Brexit has created a genuine and powerful time of uncertainty for many of us living in the UK and abroad. Fears about where, how or when our home might be changed, or whether we will still be welcome, are difficult to understand and manage. The global political landscape is also shifting, as are the views and ideas about the future of our planet.
It can be difficult knowing where or how one can fit in this changing landscape, and often it can feel as though there is a need to choose a side in order to find a place to fit in and settle. Yet, surely we cannot think in such binary or concrete terms, surely grey areas exist and require some discussion and thought?
The mixture of deep uncertainty has given way to a powerful climate of division, where people are unsure of their position and what the future may hold for them or those they love. It would seem that this division creates and sustains ideas around separation and loss, and perpetuates themes of abandonment and isolation. These ideas further propel a notion of division over unity, when what is required is the opposite.
This, I believe, is where psychotherapy offers a unique and meaningful way of understanding the divisions and splits brought about through Brexit, and how we can negotiate and consider them more carefully.
How psychotherapy can help to navigate a split political landscape
Psychotherapy has an incredibly important role and position in these times of division, confusion, uncertainty, and upset. This position, I believe, is one of bringing together disparate, confused and divided thoughts and feelings, both at a personal and societal level, and providing an opportunity to explore, navigate, and consider them, offering the individual the chance to consider not only their experiences but the wider impact of this political and societal landscape. Psychotherapy offers the chance to hold in mind multiple positions or feelings, without the need to condemn or champion these. To inhabit the ambivalence of the world, to explore how differently we might feel from one day to the next, as we may feel differently about the ever-changing political landscape.
These polarised times can leave us feeling split, unsure of positions we once thought were reliable or sustainable, and questioning aspects of our lives, work, or relationships. When the outside world feels uncertain, so too can our internal world, and the impact of the political decisions certainly do not occur in a bubble, and we are not immune from policy makers or politicians in Westminster. Psychotherapy is not just about understanding the struggles and difficulties of the individual, but also of the societal and global difficulties faced by us all.
Psychotherapy offers you space to;
- Investigate, consider, and be curious about the world we live in.
- Think about the positions and roles we take up during times of uncertainty.
- Consider our ideas about Brexit and how it makes us feel.
- Examine the changing relationships we have and the impact Brexit has on them.
- Allow us to experience and consider the unknown, and how uncertainty makes us feel.
- Reflect upon the concepts of home, security, and fear at losing these.
Division at an unconscious level
The unconscious impact Brexit has on us cannot be devalued. How can we, if living in a time of division, experience being settled at an internal level? The division of Brexit and our political climate has important connections with our internal world. The persecutory or dismissive political and societal voices that get communicated to us through the media find their way into our internal world.
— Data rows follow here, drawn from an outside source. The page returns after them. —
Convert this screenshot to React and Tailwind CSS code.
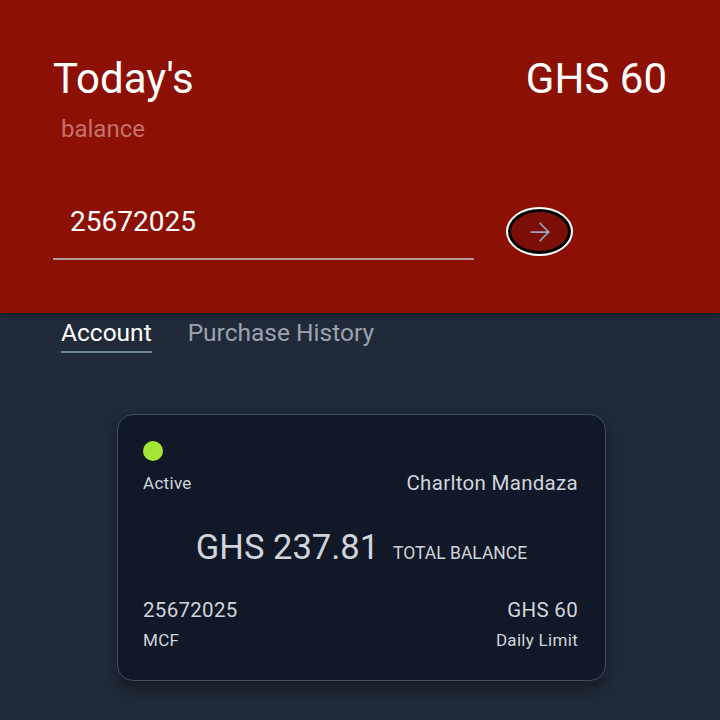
import { ArrowRight } from 'lucide-react';

function Header() {
  return (
    <div className="bg-[#8d1005] h-[313px] px-[53px] pt-[54px] shadow-[0_2px_4px_rgba(0,0,0,0.35)] relative z-10">
      <div className="flex justify-between items-start">
        <h1 className="text-[42px] leading-[50px] text-white">Today's</h1>
        <div className="text-[42px] leading-[50px] text-white">GHS 60</div>
      </div>
      <p className="ml-2 mt-[11px] text-[24px] leading-[28px] text-[#c6716b]">balance</p>
      <div className="flex items-start mt-[63px]">
        <div className="w-[421px] border-b-2 border-[#b39a98] pl-[17px] pb-[20px]">
          <div className="text-[28px] leading-[32px] text-white">25672025</div>
        </div>
        <button className="ml-[32px] mt-[1px] w-[67px] h-[49px] rounded-[50%] bg-white p-[2px]">
          <div className="w-full h-full rounded-[50%] border-[3px] border-black bg-[#7c0e08] flex items-center justify-center">
            <ArrowRight size={30} strokeWidth={1.4} className="text-[#9aa8c6]" />
          </div>
        </button>
      </div>
    </div>
  );
}

function Tabs() {
  return (
    <div className="flex gap-[36px] px-[61px] pt-[6px]">
      <div className="text-[24.5px] leading-[28px] text-white pb-[4px] border-b-2 border-[#6b8299]">Account</div>
      <div className="text-[24.5px] leading-[28px] text-[#9ca3af]">Purchase History</div>
    </div>
  );
}

function AccountCard() {
  return (
    <div className="ml-[117px] mt-[61px] w-[489px] h-[267px] rounded-[16px] border border-[#3d4f66] bg-[#111827] pl-[25px] pr-[27px] pt-[26px] shadow-[0_8px_16px_rgba(0,0,0,0.35)] text-[#d1d5db] tracking-[0.3px]">
      <div className="w-[20px] h-[20px] rounded-full bg-[#a3e635]" />
      <div className="flex justify-between items-center mt-[10px] h-[24px]">
        <span className="text-[17px] leading-[20px]">Active</span>
        <span className="text-[20.5px] leading-[24px]">Charlton Mandaza</span>
      </div>
      <div className="flex justify-center items-baseline gap-[14px] mt-[32px] pl-[2px]">
        <span className="text-[34.5px] leading-[40px] tracking-normal">GHS 237.81</span>
        <span className="text-[17.5px] leading-[20px] tracking-normal">TOTAL BALANCE</span>
      </div>
      <div className="flex justify-between mt-[31px]">
        <div>
          <div className="text-[20.5px] leading-[24px]">25672025</div>
          <div className="text-[17px] leading-[20px] mt-[8px]">MCF</div>
        </div>
        <div className="text-right">
          <div className="text-[20.5px] leading-[24px]">GHS 60</div>
          <div className="text-[17px] leading-[20px] mt-[8px]">Daily Limit</div>
        </div>
      </div>
    </div>
  );
}

export default function App() {
  return (
    <div className="w-[720px] h-[720px] overflow-hidden bg-gradient-to-b from-[#1f2937] to-[#202a38]" style={{ fontFamily: 'Roboto, "Liberation Sans", sans-serif' }}>
      <Header />
      <Tabs />
      <AccountCard />
    </div>
  );
}
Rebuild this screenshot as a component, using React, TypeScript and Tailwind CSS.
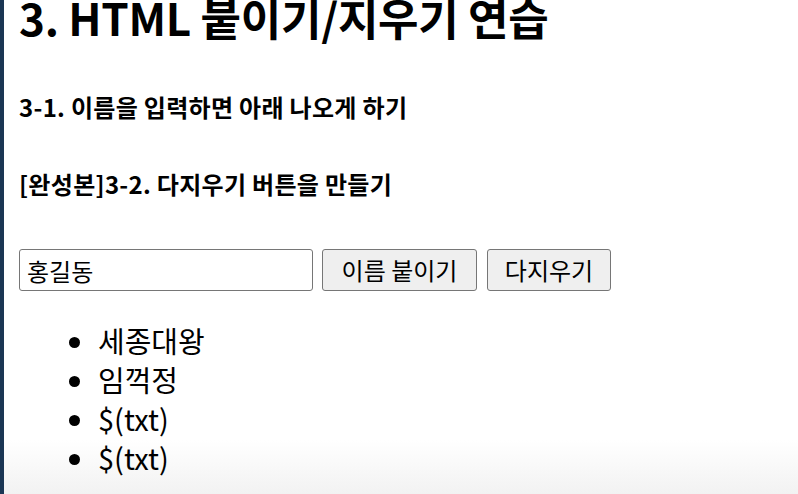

Notions of being pushed aside, or not being good enough, can pervade, leading to difficult and often painful realisations about ourselves or who we thought we were, and how we think of ourselves can change.
The impact Brexit has on our relationships
What then can be thought of regarding the impact Brexit has on our relationships? Perhaps differing political opinions or views create relational difficulties, or perhaps in the light of Brexit, you or your partner are now uncertain of your future in the UK. What impact might this have on a relationship, and how might it make you feel to consider having to move to a different country, to uproot a life built here? These are uncertain and challenging ideas, worthy of consideration.
Psychotherapy offers you space to;
- Reflect on uncertainty in your relationships brought about through our current political landscape.
- Consider how this uncertainty influences your relationships.
- Explore the personal impact the changing political landscape has had on you or your family.
- Unpack how your relationships might have changed during this time.
- Think about the future of your relationships in the changing landscapes we live in.
Psychotherapy as a force for social change
Bombarded on all sides by split ideas and political views, finding unity or togetherness can feel impossible. However, I believe that gaining an understanding of ourselves, and the internal splits and polarised views we hold about ourselves, can provide an important opportunity to understand the world, and more importantly where we fit within it.
Psychotherapy is a force for social change, as well as a vessel for gaining a deeper personal understanding of the self. When understood this way, I believe it takes up an important social position, enables difficult topics to be breached, painful experiences to be named, and for a greater sense of clarity to be gained for us all.